Initially not one of his most well-received films, “Vertigo” recently bested “Citizen Kane” as the Best American Film ever made by the American Film Institute.

If you were so inclined, this Hitchcockian road trip could take you three days if you really wanted to see everything. 

A tour of film locations

Start by exploring Santa Rosa which made great use of the downtown area including Courthouse Square, then drive down the coast to Bodega Bay and Bodega where a few of the structures still stand including the Potter School House, where the famous sequence of the birds attacking Tippi Hendren and the children was shot, then head over to the Tides Wharf restaurant on Highway 1. The restaurant is still there but has been remodeled; though from the back it still looks the same. Memorabilia from the shooting cover the walls. 
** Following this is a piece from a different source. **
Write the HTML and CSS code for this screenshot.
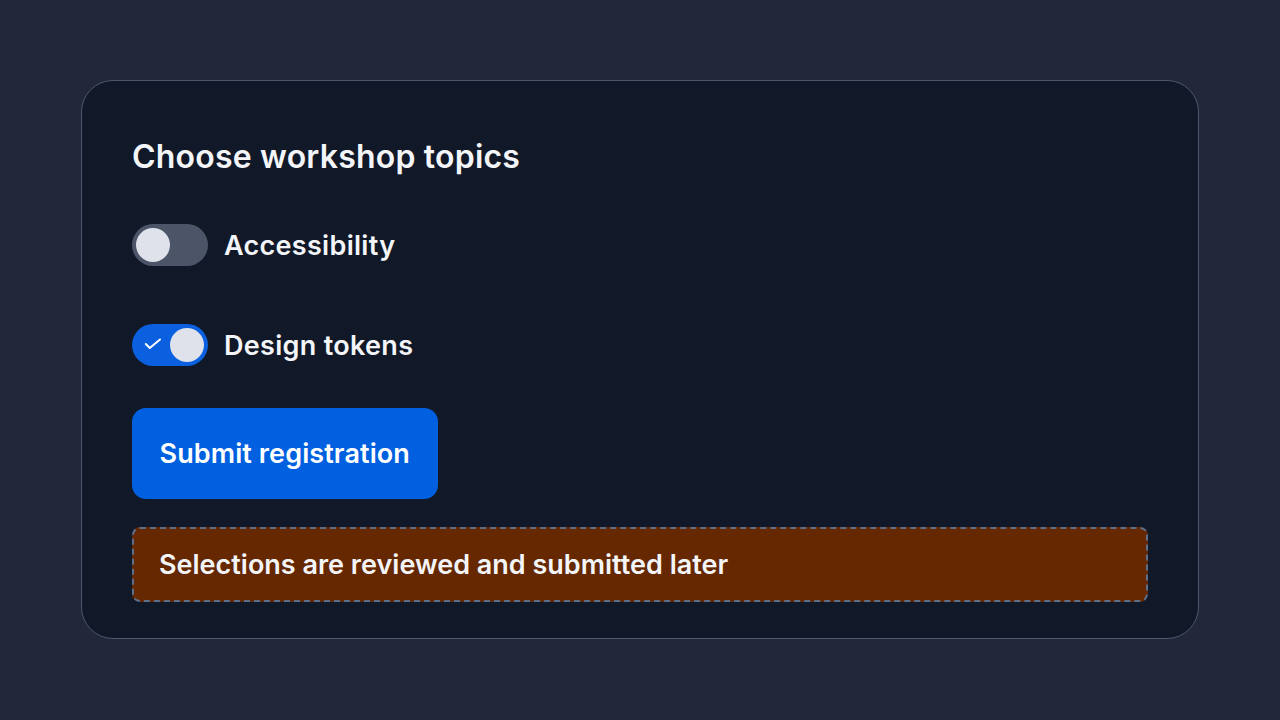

You can continue into San Francisco, then down into Monterey County, the Mission and even hit Santa Cruz. The Victoria Gothic mansion said to the inspiration for Psycho house, now a B&B called Sunshine Villa still stands at 80 Front Street. Now refurbished and brightly painted, it isn’t quite the ominous house Hitchcock saw back in the 40s when it was rundown.

For me, and my friend, who I grabbed on the way down, one day was all we had time for. We began in the Mission area of San Francisco, 16th and Dolores, to see the Mission Dolores. In the film, Jimmy Stewart goes to the church and the cemetery in back while trailing Kim Novak. Of note, The Mission Dolores is the oldest standing building in San Francisco it was built by Spanish missionaries in 1776. If you’re so inclined, services are available. 

We then headed off to the Palace of Fine Arts with a slight detour through Union Square where Hitch set several scenes of both The Birds and Vertigo. Built for the Panama Pacific exhibition of 1915, the Palace is meant to resemble Roman ruins. In fact, The Palace looks identical to when Kim Novak and Jimmy Stewart strolled down Baker Street near Marina Drive. 

Next, the Palace of the Legion of Honor, completed in 1924, was a gift of Alma and Adolph Spreckles, of the Spreckels Sugar Company. The museum sits on top of a hill in Lincoln Park in the presidio. The museum which exhibits art from 6,000 years ago to present day sits on a hill near the coast with 360 degree views of the city and the coast and the Golden Gate. 

Following part of the scenic 47-mile drive, we took El Camino del Mar down to our next stop, Fort Point off Marina Drive. This spot in San Francisco is frankly spectacular. In the film, this is where Kim Novak leaps in the bay, forcing Jimmy Stewart in after her. This Fort was originally built by the Spanish 1794 as a military installation. Along the water is a mix of both the tourists taking in the views of the bay, the bridge, Alcatraz, as well as, the joggers out running along the water and those brave surfers who take on the rocky shore in pursuit of a perfect wave. 

And one last stop…

Finally, we headed across town to Market Street to make our way up the top of Twin Peaks. 

If you’ve never been to the top of Twin Peaks: prepare to be impressed! The views, where you can see Marin, Berkeley, the shipyards, Oakland, both bridges and all of San Francisco lay before you, go on forever. It is the perfect place to see the sun set and watch the fog roll in over the city smothering it in a marine layer. I will warn you, it can be really cold on the top of the peak, bring a coat. Of course, then you’re ready for a warm drink in one of the city’s great cafes and restaurants to end your day.

Alfred Hitchcock died in 1980 an honorary Californian. Leaving with us one of the most impressive bodies of work any artist could create and fortunately for us, he memorialized Northern California in the most Californian way possible…Film.